Genova Mayor Silvia Salis Emerges as Potential Leader for Italy's Center-Left
The mayor of Genova, Silvia Salis, has rejected the proposed primaries for selecting a unified opposition candidate in 2027, calling them "wrong" and "dangerously divisive." Yet she has become the focus of intense speculation that the leader, who has served for nearly a year in city hall, could become the centerpiece of a fractured center-left coalition struggling to mount a credible challenge to Prime Minister Giorgia Meloni. In a Vanity Fair interview, Salis noted that "once you've served as mayor, you're ready for anything"—a comment observers interpreted as openness to national candidacy, though she has repeatedly stressed her commitment to completing her municipal term.
Why This Matters
• National speculation: Commentators and coalition figures view Salis as a potential unifying leader, though she has not formally declared candidacy and has explicitly rejected the primaries process.

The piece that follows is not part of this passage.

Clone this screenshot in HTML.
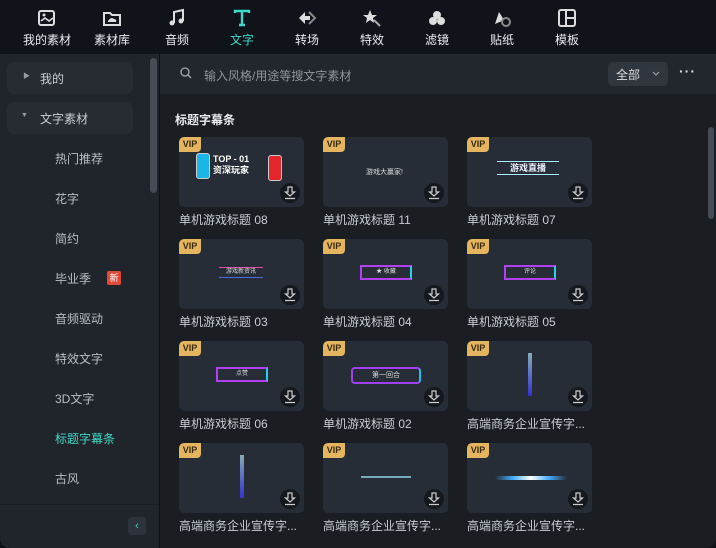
<!DOCTYPE html>
<html><head><meta charset="utf-8"><style>
*{margin:0;padding:0;box-sizing:border-box}
body{width:716px;height:548px;background:#0d1014;font-family:"Liberation Sans","Noto Sans CJK SC",sans-serif;position:relative;overflow:hidden;color:#cfd4da}
.top{position:absolute;left:0;top:0;width:716px;height:54px;background:#10141a}
.tab{position:absolute;top:0;width:60px;height:54px;text-align:center;font-size:12px;color:#e8ebee}
.tab .ic{position:absolute;left:50%;top:8px;transform:translateX(-50%)}
.tab span{position:absolute;left:0;right:0;top:31px}
.side{position:absolute;left:0;top:54px;width:159px;height:494px;background:#20252c;border-radius:0 0 0 10px}
.sb{position:absolute;left:7px;width:126px;height:32px;background:#272c33;border-radius:7px;font-size:12px;color:#c9ced4}
.item{position:absolute;left:55px;font-size:12px;color:#b8bec5}
.main{position:absolute;left:160px;top:54px;width:556px;height:494px;background:#1a1d21;border-radius:0 0 10px 0}
.search{position:absolute;left:0;top:0;width:556px;height:40px;background:#22272e}
.card{position:absolute;width:125px}
.th{width:125px;height:70px;background:#262d36;border-radius:5px;position:relative;overflow:hidden}
.vip{position:absolute;left:0;top:0;width:22px;height:15px;background:#e2b55e;border-radius:4px 0 4px 0;font-size:9px;font-weight:bold;color:#3a2a10;text-align:center;line-height:15px}
.dl{position:absolute;right:4px;bottom:4px;width:20px;height:20px;border-radius:50%;background:#15181c}
.dl svg{position:absolute;left:4px;top:3px}
.lb{font-size:12px;color:#c9ced4;margin-top:4px;white-space:nowrap}
</style></head><body>
<div class="top">
 <div class="tab" style="left:17px"><svg class="ic" width="20" height="20" viewBox="0 0 20 20"><rect x="2" y="3" width="15" height="14" rx="2" fill="none" stroke="#ddd" stroke-width="2"/><path d="M4 13 L8 10 L12 13 L16 10" stroke="#ddd" stroke-width="1.6" fill="none"/><circle cx="7" cy="7" r="1.5" fill="#ddd"/></svg><span>我的素材</span></div>
 <div class="tab" style="left:82px"><svg class="ic" width="20" height="20" viewBox="0 0 20 20"><path d="M2 5 h6 l2 2 h8 v10 h-16z" fill="none" stroke="#ddd" stroke-width="2"/><path d="M6 14 h8 a2 2 0 0 0 -2-3 a3 3 0 0 0 -5 1 a1.5 1.5 0 0 0 -1 2z" fill="#ddd"/></svg><span>素材库</span></div>
 <div class="tab" style="left:147px"><svg class="ic" width="20" height="20" viewBox="0 0 20 20"><path d="M7 15 V4 L16 2 V13" stroke="#ddd" stroke-width="2" fill="none"/><circle cx="5" cy="15" r="2.5" fill="#ddd"/><circle cx="14" cy="13" r="2.5" fill="#ddd"/></svg><span>音频</span></div>
 <div class="tab" style="left:212px;color:#3fd8c6"><svg class="ic" width="20" height="20" viewBox="0 0 20 20"><path d="M3 5 V3 H17 V5 M10 3 V17 M7 17 H13" stroke="#3fd8c6" stroke-width="2.4" fill="none"/></svg><span>文字</span></div>
 <div class="tab" style="left:277px"><svg class="ic" width="22" height="20" viewBox="0 0 22 20"><path d="M9 4 L3 10 L9 16 V12 H14 V8 H9z" fill="#ddd"/><path d="M13 4 L19 10 L13 16" stroke="#888" stroke-width="2" fill="none"/></svg><span>转场</span></div>
 <div class="tab" style="left:342px"><svg class="ic" width="20" height="20" viewBox="0 0 20 20"><path d="M8 2 L10 7 L15 7 L11 10 L12 15 L8 12 L4 15 L5 10 L1 7 L6 7z" fill="#ddd"/><path d="M12 12 L18 18" stroke="#aaa" stroke-width="2"/></svg><span>特效</span></div>
 <div class="tab" style="left:407px"><svg class="ic" width="20" height="20" viewBox="0 0 20 20"><circle cx="10" cy="7" r="4" fill="#ddd"/><circle cx="6" cy="13" r="4" fill="#ddd"/><circle cx="14" cy="13" r="4" fill="#ddd"/></svg><span>滤镜</span></div>
 <div class="tab" style="left:472px"><svg class="ic" width="20" height="20" viewBox="0 0 20 20"><path d="M3 16 L7 4 L12 12z" fill="#ddd"/><circle cx="14" cy="14" r="4" fill="none" stroke="#888" stroke-width="2"/></svg><span>贴纸</span></div>
 <div class="tab" style="left:537px"><svg class="ic" width="20" height="20" viewBox="0 0 20 20"><rect x="2" y="2" width="16" height="16" rx="2" fill="none" stroke="#ddd" stroke-width="2"/><path d="M9 2 V18 M9 10 H18" stroke="#ddd" stroke-width="2"/></svg><span>模板</span></div>
</div>
<div class="side">
 <div class="sb" style="top:8px"><span style="position:absolute;left:16px;top:9px;font-size:7px;color:#999">▶</span><span style="position:absolute;left:33px;top:8px">我的</span></div>
 <div class="sb" style="top:48px"><span style="position:absolute;left:14px;top:10px;font-size:7px;color:#999">▼</span><span style="position:absolute;left:33px;top:8px">文字素材</span></div>
 <div class="item" style="top:96px">热门推荐</div>
 <div class="item" style="top:136px">花字</div>
 <div class="item" style="top:176px">简约</div>
 <div class="item" style="top:216px">毕业季</div>
 <div style="position:absolute;left:107px;top:217px;width:14px;height:14px;background:#e04a3a;border-radius:2px;font-size:9px;color:#fff;text-align:center;line-height:14px">新</div>
 <div class="item" style="top:256px">音频驱动</div>
 <div class="item" style="top:296px">特效文字</div>
 <div class="item" style="top:336px">3D文字</div>
 <div class="item" style="top:376px;color:#3fd8c6">标题字幕条</div>
 <div class="item" style="top:416px">古风</div>
 <div style="position:absolute;left:0;top:450px;width:159px;height:1px;background:#1a1e23"></div>
 <div style="position:absolute;left:128px;top:463px;width:18px;height:18px;background:#2c333b;border-radius:4px;color:#3fd8c6;font-size:11px;text-align:center;line-height:18px">‹</div>
 <div style="position:absolute;left:150px;top:4px;width:7px;height:135px;background:#454c55;border-radius:4px"></div>
</div>
<div class="main">
 <div class="search">
  <svg style="position:absolute;left:20px;top:13px" width="12" height="12" viewBox="0 0 12 12"><circle cx="5" cy="5" r="4" fill="none" stroke="#aaa" stroke-width="1.3"/><path d="M8 8 L11 11" stroke="#aaa" stroke-width="1.3"/></svg>
  <span style="position:absolute;left:44px;top:13px;font-size:12px;color:#8d949c">输入风格/用途等搜文字素材</span>
  <div style="position:absolute;left:448px;top:8px;width:60px;height:24px;background:#30363e;border-radius:5px"><span style="position:absolute;left:8px;top:4px;font-size:12px;color:#ddd">全部</span><svg style="position:absolute;left:44px;top:9px" width="8" height="5" viewBox="0 0 8 5"><path d="M1 1 L4 4 L7 1" stroke="#aaa" fill="none"/></svg></div>
  <span style="position:absolute;left:519px;top:9px;font-size:14px;color:#ddd;letter-spacing:1px;font-weight:bold">···</span>
 </div>
 <div style="position:absolute;left:15px;top:57px;font-size:12px;font-weight:bold;color:#e8ebee">标题字幕条</div>
 <div style="position:absolute;left:548px;top:73px;width:6px;height:92px;background:#454c55;border-radius:3px"></div>
</div>
<div class="card" style="left:179px;top:137px"><div class="th"><div class="vip">VIP</div><div style="position:absolute;left:17px;top:16px;width:14px;height:26px;background:#19b7e8;border-radius:3px;border:1px solid #ccc"></div><div style="position:absolute;left:34px;top:17px;font-size:9px;font-weight:bold;color:#fff;line-height:11px">TOP - 01<br>资深玩家</div><div style="position:absolute;left:89px;top:18px;width:14px;height:26px;background:#e3262b;border-radius:3px;border:1px solid #ccc"></div><div class="dl"><svg width="12" height="14" viewBox="0 0 12 14"><path d="M4 1 H8 V6 H10.5 L6 10 L1.5 6 H4z" fill="none" stroke="#ccc" stroke-width="1.2"/><path d="M1 12.5 H11" stroke="#ccc" stroke-width="1.3"/></svg></div></div><div class="lb">单机游戏标题 08</div></div>
<div class="card" style="left:323px;top:137px"><div class="th"><div class="vip">VIP</div><div style="position:absolute;left:43px;top:30px;font-size:7px;color:#ddd">游戏大赢家!</div><div class="dl"><svg width="12" height="14" viewBox="0 0 12 14"><path d="M4 1 H8 V6 H10.5 L6 10 L1.5 6 H4z" fill="none" stroke="#ccc" stroke-width="1.2"/><path d="M1 12.5 H11" stroke="#ccc" stroke-width="1.3"/></svg></div></div><div class="lb">单机游戏标题 11</div></div>
<div class="card" style="left:467px;top:137px"><div class="th"><div class="vip">VIP</div><div style="position:absolute;left:30px;top:24px;width:62px;height:14px;border-top:1px solid #aef;border-bottom:1px solid #aef;font-size:9px;color:#eef;text-align:center;line-height:12px;font-weight:bold">游戏直播</div><div class="dl"><svg width="12" height="14" viewBox="0 0 12 14"><path d="M4 1 H8 V6 H10.5 L6 10 L1.5 6 H4z" fill="none" stroke="#ccc" stroke-width="1.2"/><path d="M1 12.5 H11" stroke="#ccc" stroke-width="1.3"/></svg></div></div><div class="lb">单机游戏标题 07</div></div>
<div class="card" style="left:179px;top:239px"><div class="th"><div class="vip">VIP</div><div style="position:absolute;left:40px;top:28px;width:44px;height:11px;border-top:1px solid #e04ab0;border-bottom:1px solid #4a6ae0;font-size:6px;color:#ddd;text-align:center;line-height:9px">游戏新资讯</div><div class="dl"><svg width="12" height="14" viewBox="0 0 12 14"><path d="M4 1 H8 V6 H10.5 L6 10 L1.5 6 H4z" fill="none" stroke="#ccc" stroke-width="1.2"/><path d="M1 12.5 H11" stroke="#ccc" stroke-width="1.3"/></svg></div></div><div class="lb">单机游戏标题 03</div></div>
<div class="card" style="left:323px;top:239px"><div class="th"><div class="vip">VIP</div><div style="position:absolute;left:37px;top:26px;width:52px;height:15px;border:2px solid #b040f0;border-right-color:#20d0f0;font-size:6px;color:#ddd;text-align:center;line-height:11px">★ 收藏</div><div class="dl"><svg width="12" height="14" viewBox="0 0 12 14"><path d="M4 1 H8 V6 H10.5 L6 10 L1.5 6 H4z" fill="none" stroke="#ccc" stroke-width="1.2"/><path d="M1 12.5 H11" stroke="#ccc" stroke-width="1.3"/></svg></div></div><div class="lb">单机游戏标题 04</div></div>
<div class="card" style="left:467px;top:239px"><div class="th"><div class="vip">VIP</div><div style="position:absolute;left:37px;top:26px;width:52px;height:15px;border:2px solid #b040f0;border-right-color:#20d0f0;font-size:6px;color:#ddd;text-align:center;line-height:11px">评论</div><div class="dl"><svg width="12" height="14" viewBox="0 0 12 14"><path d="M4 1 H8 V6 H10.5 L6 10 L1.5 6 H4z" fill="none" stroke="#ccc" stroke-width="1.2"/><path d="M1 12.5 H11" stroke="#ccc" stroke-width="1.3"/></svg></div></div><div class="lb">单机游戏标题 05</div></div>
<div class="card" style="left:179px;top:341px"><div class="th"><div class="vip">VIP</div><div style="position:absolute;left:37px;top:26px;width:52px;height:15px;border:2px solid #b040f0;border-right-color:#20d0f0;font-size:6px;color:#ddd;text-align:center;line-height:11px">点赞</div><div class="dl"><svg width="12" height="14" viewBox="0 0 12 14"><path d="M4 1 H8 V6 H10.5 L6 10 L1.5 6 H4z" fill="none" stroke="#ccc" stroke-width="1.2"/><path d="M1 12.5 H11" stroke="#ccc" stroke-width="1.3"/></svg></div></div><div class="lb">单机游戏标题 06</div></div>
<div class="card" style="left:323px;top:341px"><div class="th"><div class="vip">VIP</div><div style="position:absolute;left:28px;top:26px;width:70px;height:17px;border:2px solid #a040f0;border-right-color:#20c0f0;border-radius:4px;font-size:7px;color:#ddd;text-align:center;line-height:13px">第一回合</div><div class="dl"><svg width="12" height="14" viewBox="0 0 12 14"><path d="M4 1 H8 V6 H10.5 L6 10 L1.5 6 H4z" fill="none" stroke="#ccc" stroke-width="1.2"/><path d="M1 12.5 H11" stroke="#ccc" stroke-width="1.3"/></svg></div></div><div class="lb">单机游戏标题 02</div></div>
<div class="card" style="left:467px;top:341px"><div class="th"><div class="vip">VIP</div><div style="position:absolute;left:61px;top:12px;width:4px;height:43px;background:linear-gradient(#8ab,#33c)"></div><div class="dl"><svg width="12" height="14" viewBox="0 0 12 14"><path d="M4 1 H8 V6 H10.5 L6 10 L1.5 6 H4z" fill="none" stroke="#ccc" stroke-width="1.2"/><path d="M1 12.5 H11" stroke="#ccc" stroke-width="1.3"/></svg></div></div><div class="lb">高端商务企业宣传字...</div></div>
<div class="card" style="left:179px;top:443px"><div class="th"><div class="vip">VIP</div><div style="position:absolute;left:61px;top:12px;width:4px;height:43px;background:linear-gradient(#8ab,#33c)"></div><div class="dl"><svg width="12" height="14" viewBox="0 0 12 14"><path d="M4 1 H8 V6 H10.5 L6 10 L1.5 6 H4z" fill="none" stroke="#ccc" stroke-width="1.2"/><path d="M1 12.5 H11" stroke="#ccc" stroke-width="1.3"/></svg></div></div><div class="lb">高端商务企业宣传字...</div></div>
<div class="card" style="left:323px;top:443px"><div class="th"><div class="vip">VIP</div><div style="position:absolute;left:38px;top:33px;width:50px;height:2px;background:#7ab"></div><div class="dl"><svg width="12" height="14" viewBox="0 0 12 14"><path d="M4 1 H8 V6 H10.5 L6 10 L1.5 6 H4z" fill="none" stroke="#ccc" stroke-width="1.2"/><path d="M1 12.5 H11" stroke="#ccc" stroke-width="1.3"/></svg></div></div><div class="lb">高端商务企业宣传字...</div></div>
<div class="card" style="left:467px;top:443px"><div class="th"><div class="vip">VIP</div><div style="position:absolute;left:28px;top:33px;width:72px;height:4px;background:linear-gradient(90deg,transparent,#4af,#fff,#4af,transparent)"></div><div class="dl"><svg width="12" height="14" viewBox="0 0 12 14"><path d="M4 1 H8 V6 H10.5 L6 10 L1.5 6 H4z" fill="none" stroke="#ccc" stroke-width="1.2"/><path d="M1 12.5 H11" stroke="#ccc" stroke-width="1.3"/></svg></div></div><div class="lb">高端商务企业宣传字...</div></div>
</body></html>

• Coalition friction: The Partito Democratico, Movimento 5 Stelle, and Alleanza Verdi e Sinistra remain divided on foreign policy and leadership selection, particularly over whether Italy should deploy naval assets to the Strait of Hormuz.
• Local governance model: Her mediation-heavy approach in Genova is being studied as a template for coalition management at the national level.
The Mayor Others See as a Symbol
Silvia Salis captured Genova's City Hall on 26 May 2025 with 51.6% of the vote, defeating center-right candidate Pietro Piciocchi in the first round—a rare feat in a region long dominated by conservative politics. Her coalition brought together the Partito Democratico, Movimento 5 Stelle, Alleanza Verdi e Sinistra, and a patchwork of civic lists including Azione, Italia Viva, and +Europa under the "Riformiamo Genova" banner.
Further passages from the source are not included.